* **Data**:
= = = = = = =

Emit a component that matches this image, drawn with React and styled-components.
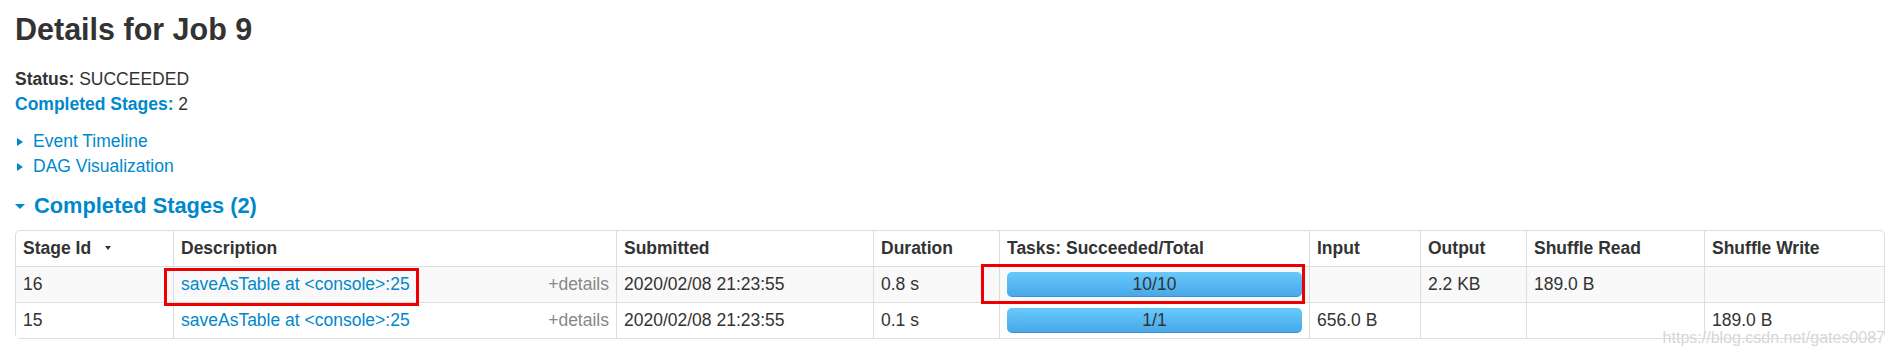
import React from 'react'
import styled, { createGlobalStyle } from 'styled-components'

const Global = createGlobalStyle`
    body {
        margin: 0;
        background: #fff;
        color: #333;
        font-family: "Liberation Sans", Arial, sans-serif;
        font-size: 17.5px;
        line-height: 25px;
    }
`;

const Page = styled.div`
    position: relative;
    padding: 0 9px 0 15px;
    height: 356px;
    overflow: hidden;
`;
const Title = styled.h3`
    margin: 10px 0 0;
    font-size: 30.5px;
    line-height: 38px;
    font-weight: bold;
    color: #333;
`;
const Summary = styled.ul`
    list-style: none;
    margin: 19px 0 0;
    padding: 0;
`;
const Label = styled.strong`
    color: ${p => (p.link ? '#0088cc' : '#333')};
`;
const Toggles = styled.div`
    margin-top: 12px;
`;
const Toggle = styled.div`
    display: flex;
    align-items: center;
    color: #0088cc;
`;
const ArrowClosed = styled.span`
    width: 0;
    height: 0;
    margin: 0 10px 0 2px;
    border-left: 6.5px solid #0088cc;
    border-top: 4.5px solid transparent;
    border-bottom: 4.5px solid transparent;
`;
const Heading = styled.h4`
    display: flex;
    align-items: center;
    margin: 13px 0 0;
    font-size: 21.8px;
    line-height: 27px;
    font-weight: bold;
    color: #0088cc;
`;
const ArrowOpen = styled.span`
    width: 0;
    height: 0;
    margin: 2px 9px 0 0;
    border-top: 5px solid #0088cc;
    border-left: 5px solid transparent;
    border-right: 5px solid transparent;
`;
const TableWrap = styled.div`
    position: relative;
    margin-top: 11px;
`;
const Table = styled.table`
    width: 1870px;
    table-layout: fixed;
    border-collapse: separate;
    border-spacing: 0;
    border: 1px solid #ddd;
    border-radius: 5px;
`;
const Th = styled.th`
    box-sizing: border-box;
    width: ${p => p.w}px;
    padding: 5px 7px;
    text-align: left;
    font-weight: bold;
    color: #333;
    border-left: ${p => (p.first ? 'none' : '1px solid #ddd')};
    white-space: nowrap;
`;
const Row = styled.tr`
    background: ${p => (p.striped ? '#f9f9f9' : '#fff')};
`;
const Td = styled.td`
    box-sizing: border-box;
    padding: 5px 7px;
    height: 35px;
    border-top: 1px solid #ddd;
    border-left: ${p => (p.first ? 'none' : '1px solid #ddd')};
    white-space: nowrap;
    vertical-align: top;
`;
const SortArrow = styled.span`
    display: inline-block;
    margin-left: 14px;
    vertical-align: 4px;
    border-top: 4.5px solid #333;
    border-left: 3.5px solid transparent;
    border-right: 3.5px solid transparent;
`;
const Link = styled.a`
    color: #0088cc;
    text-decoration: none;
`;
const Details = styled.span`
    float: right;
    color: #888;
`;
const Progress = styled.div`
    position: relative;
    height: 25px;
    border-radius: 5px;
    overflow: hidden;
    background: linear-gradient(#f5f5f5, #f9f9f9);
`;
const Bar = styled.div`
    height: 100%;
    background: linear-gradient(#67c9fb, #47a7e8);
    box-shadow: inset 0 -1px 0 rgba(0, 0, 0, 0.12);
`;
const BarText = styled.span`
    position: absolute;
    inset: 0;
    text-align: center;
    line-height: 25px;
    color: #333;
`;
const Mark = styled.div`
    position: absolute;
    left: ${p => p.x}px;
    top: ${p => p.y}px;
    width: ${p => p.w}px;
    height: ${p => p.h}px;
    box-sizing: border-box;
    border: 3px solid #ee0000;
    pointer-events: none;
`;
const Watermark = styled.div`
    position: absolute;
    right: 8px;
    top: 329px;
    font-size: 16px;
    line-height: 18px;
    color: rgba(185, 185, 185, 0.6);
    text-shadow: 0 0 1px #fff;
`;

const columns = [
    { name: 'Stage Id', w: 157, sort: true },
    { name: 'Description', w: 443 },
    { name: 'Submitted', w: 257 },
    { name: 'Duration', w: 126 },
    { name: 'Tasks: Succeeded/Total', w: 310 },
    { name: 'Input', w: 111 },
    { name: 'Output', w: 106 },
    { name: 'Shuffle Read', w: 178 },
    { name: 'Shuffle Write', w: 180 },
]

const stages = [
    { id: 16, submitted: '2020/02/08 21:23:55', duration: '0.8 s', done: 10, total: 10, input: '', output: '2.2 KB', read: '189.0 B', write: '' },
    { id: 15, submitted: '2020/02/08 21:23:55', duration: '0.1 s', done: 1, total: 1, input: '656.0 B', output: '', read: '', write: '189.0 B' },
]

const App = () => {
    return (
        <Page>
            <Global />
            <Title>Details for Job 9</Title>
            <Summary>
                <li><Label>Status:</Label> SUCCEEDED</li>
                <li><Label link>Completed Stages:</Label> 2</li>
            </Summary>
            <Toggles>
                <Toggle><ArrowClosed />Event Timeline</Toggle>
                <Toggle><ArrowClosed />DAG Visualization</Toggle>
            </Toggles>
            <Heading><ArrowOpen />Completed Stages (2)</Heading>
            <TableWrap>
                <Table>
                    <thead>
                        <tr>
                            {columns.map((c, i) => (
                                <Th key={c.name} w={c.w} first={i === 0}>
                                    {c.name}
                                    {c.sort && <SortArrow />}
                                </Th>
                            ))}
                        </tr>
                    </thead>
                    <tbody>
                        {stages.map((s, i) => (
                            <Row key={s.id} striped={i === 0}>
                                <Td first>{s.id}</Td>
                                <Td>
                                    <Link href="#">saveAsTable at &lt;console&gt;:25</Link>
                                    <Details>+details</Details>
                                </Td>
                                <Td>{s.submitted}</Td>
                                <Td>{s.duration}</Td>
                                <Td>
                                    <Progress>
                                        <Bar style={{ width: `${(s.done / s.total) * 100}%` }} />
                                        <BarText>{s.done}/{s.total}</BarText>
                                    </Progress>
                                </Td>
                                <Td>{s.input}</Td>
                                <Td>{s.output}</Td>
                                <Td>{s.read}</Td>
                                <Td>{s.write}</Td>
                            </Row>
                        ))}
                    </tbody>
                </Table>
                <Mark x={149} y={38} w={255} h={38} />
                <Mark x={966} y={34} w={324} h={40} />
            </TableWrap>
            <Watermark>https://blog.csdn.net/gates0087</Watermark>
        </Page>
    )
}

export default App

= = = = = = =

* **Aim**: Of the lines in this material, state how many hold the string "React". Write no other words.

* **Result of the exercise**: 2